> _Supplied information_
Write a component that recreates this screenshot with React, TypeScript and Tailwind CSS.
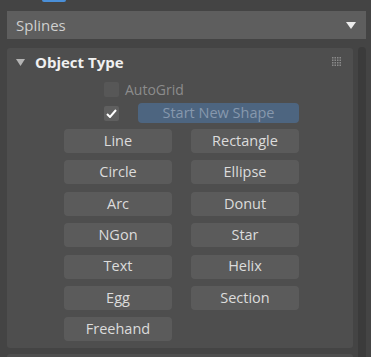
const SHAPES: string[] = [
  'Line',
  'Rectangle',
  'Circle',
  'Ellipse',
  'Arc',
  'Donut',
  'NGon',
  'Star',
  'Text',
  'Helix',
  'Egg',
  'Section',
  'Freehand',
];

function GripIcon() {
  const cells = [0, 1, 2, 3];
  return (
    <svg width="10" height="10" viewBox="0 0 10 10">
      {cells.map((r) =>
        cells.map((c) => (
          <rect key={`${r}-${c}`} x={c * 2.5} y={r * 2.5} width="1.5" height="1.5" fill="#8a8a8a" />
        )),
      )}
    </svg>
  );
}

function ShapeButton({ label }: { label: string }) {
  return (
    <button
      type="button"
      className="h-[24px] w-[108px] rounded-[4px] bg-[#5b5b5b] text-[14.5px] leading-none text-[#dcdcdc]"
    >
      {label}
    </button>
  );
}

export default function App() {
  return (
    <div
      className="h-[357px] w-[371px] overflow-hidden bg-[#444444]"
      style={{ fontFamily: '"Open Sans", "Noto Sans", sans-serif' }}
    >
      {/* cut-off tab above the list */}
      <div className="h-[11px]">
        <div className="ml-[42px] h-[2px] w-[24px] rounded-b-[2px] bg-[#4a8fd8]" />
      </div>

      {/* category dropdown */}
      <div className="ml-[7px] flex h-[28px] w-[359px] items-center justify-between bg-[#5e5e5e] pl-[9px] pr-[10px]">
        <span className="text-[15px] text-[#cfcfcf]">Splines</span>
        <svg width="10" height="7" viewBox="0 0 10 7">
          <path d="M0 0 H10 L5 7 Z" fill="#ececec" />
        </svg>
      </div>

      <div className="mt-[9px] flex h-[310px]">
        <div className="flex flex-col">
          {/* Object Type rollout */}
          <div className="ml-[7px] h-[301px] w-[346px] rounded-[3px] bg-[#4e4e4e]">
            <div className="flex h-[28px] items-center pl-[9px] pr-[11px]">
              <svg width="9" height="7" viewBox="0 0 9 7">
                <path d="M0 0 H9 L4.5 7 Z" fill="#b4b4b4" />
              </svg>
              <span className="ml-[10px] text-[15px] font-bold text-[#f0f0f0]">Object Type</span>
              <div className="ml-auto">
                <GripIcon />
              </div>
            </div>

            <div className="ml-[97px] mt-[6px] flex h-[15px] items-center">
              <div className="h-[15px] w-[15px] rounded-[2px] bg-[#575757]" />
              <span className="ml-[6px] text-[14px] leading-none text-[#8c8c8c]">AutoGrid</span>
            </div>

            <div className="ml-[97px] mt-[6px] flex h-[20px] items-center">
              <div className="flex h-[15px] w-[15px] items-center justify-center rounded-[2px] bg-[#5f5f5f]">
                <svg width="11" height="9" viewBox="0 0 11 9">
                  <path d="M1 5 L4 8 L10 1" fill="none" stroke="#ffffff" strokeWidth="2" />
                </svg>
              </div>
              <div className="ml-[19px] flex h-[20px] w-[161px] items-center justify-center rounded-[4px] bg-[#4d6580] text-[14.5px] leading-none text-[#8798ad]">
                Start New Shape
              </div>
            </div>

            <div className="ml-[57px] mt-[6px] grid w-[235px] grid-cols-[108px_108px] gap-x-[19px] gap-y-[7.4px]">
              {SHAPES.map((s) => (
                <ShapeButton key={s} label={s} />
              ))}
            </div>
          </div>
          {/* next rollout edge */}
          <div className="ml-[7px] mt-[6px] h-[4px] w-[346px] rounded-t-[3px] bg-[#4e4e4e]" />
        </div>

        {/* scrollbar */}
        <div className="ml-[5px] mt-[-1px] h-[320px] w-[8px] rounded-t-full bg-[#3b3b3b]" />
      </div>
    </div>
  );
}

> _Given problem_
Omit the pictures and reproduce the listing exactly.

> _Expected output_
Write a component that recreates this screenshot with React, TypeScript and Tailwind CSS.
const SHAPES: string[] = [
  'Line',
  'Rectangle',
  'Circle',
  'Ellipse',
  'Arc',
  'Donut',
  'NGon',
  'Star',
  'Text',
  'Helix',
  'Egg',
  'Section',
  'Freehand',
];

function GripIcon() {
  const cells = [0, 1, 2, 3];
  return (
    <svg width="10" height="10" viewBox="0 0 10 10">
      {cells.map((r) =>
        cells.map((c) => (
          <rect key={`${r}-${c}`} x={c * 2.5} y={r * 2.5} width="1.5" height="1.5" fill="#8a8a8a" />
        )),
      )}
    </svg>
  );
}

function ShapeButton({ label }: { label: string }) {
  return (
    <button
      type="button"
      className="h-[24px] w-[108px] rounded-[4px] bg-[#5b5b5b] text-[14.5px] leading-none text-[#dcdcdc]"
    >
      {label}
    </button>
  );
}

export default function App() {
  return (
    <div
      className="h-[357px] w-[371px] overflow-hidden bg-[#444444]"
      style={{ fontFamily: '"Open Sans", "Noto Sans", sans-serif' }}
    >
      {/* cut-off tab above the list */}
      <div className="h-[11px]">
        <div className="ml-[42px] h-[2px] w-[24px] rounded-b-[2px] bg-[#4a8fd8]" />
      </div>

      {/* category dropdown */}
      <div className="ml-[7px] flex h-[28px] w-[359px] items-center justify-between bg-[#5e5e5e] pl-[9px] pr-[10px]">
        <span className="text-[15px] text-[#cfcfcf]">Splines</span>
        <svg width="10" height="7" viewBox="0 0 10 7">
          <path d="M0 0 H10 L5 7 Z" fill="#ececec" />
        </svg>
      </div>

      <div className="mt-[9px] flex h-[310px]">
        <div className="flex flex-col">
          {/* Object Type rollout */}
          <div className="ml-[7px] h-[301px] w-[346px] rounded-[3px] bg-[#4e4e4e]">
            <div className="flex h-[28px] items-center pl-[9px] pr-[11px]">
              <svg width="9" height="7" viewBox="0 0 9 7">
                <path d="M0 0 H9 L4.5 7 Z" fill="#b4b4b4" />
              </svg>
              <span className="ml-[10px] text-[15px] font-bold text-[#f0f0f0]">Object Type</span>
              <div className="ml-auto">
                <GripIcon />
              </div>
            </div>

            <div className="ml-[97px] mt-[6px] flex h-[15px] items-center">
              <div className="h-[15px] w-[15px] rounded-[2px] bg-[#575757]" />
              <span className="ml-[6px] text-[14px] leading-none text-[#8c8c8c]">AutoGrid</span>
            </div>

            <div className="ml-[97px] mt-[6px] flex h-[20px] items-center">
              <div className="flex h-[15px] w-[15px] items-center justify-center rounded-[2px] bg-[#5f5f5f]">
                <svg width="11" height="9" viewBox="0 0 11 9">
                  <path d="M1 5 L4 8 L10 1" fill="none" stroke="#ffffff" strokeWidth="2" />
                </svg>
              </div>
              <div className="ml-[19px] flex h-[20px] w-[161px] items-center justify-center rounded-[4px] bg-[#4d6580] text-[14.5px] leading-none text-[#8798ad]">
                Start New Shape
              </div>
            </div>

            <div className="ml-[57px] mt-[6px] grid w-[235px] grid-cols-[108px_108px] gap-x-[19px] gap-y-[7.4px]">
              {SHAPES.map((s) => (
                <ShapeButton key={s} label={s} />
              ))}
            </div>
          </div>
          {/* next rollout edge */}
          <div className="ml-[7px] mt-[6px] h-[4px] w-[346px] rounded-t-[3px] bg-[#4e4e4e]" />
        </div>

        {/* scrollbar */}
        <div className="ml-[5px] mt-[-1px] h-[320px] w-[8px] rounded-t-full bg-[#3b3b3b]" />
      </div>
    </div>
  );
}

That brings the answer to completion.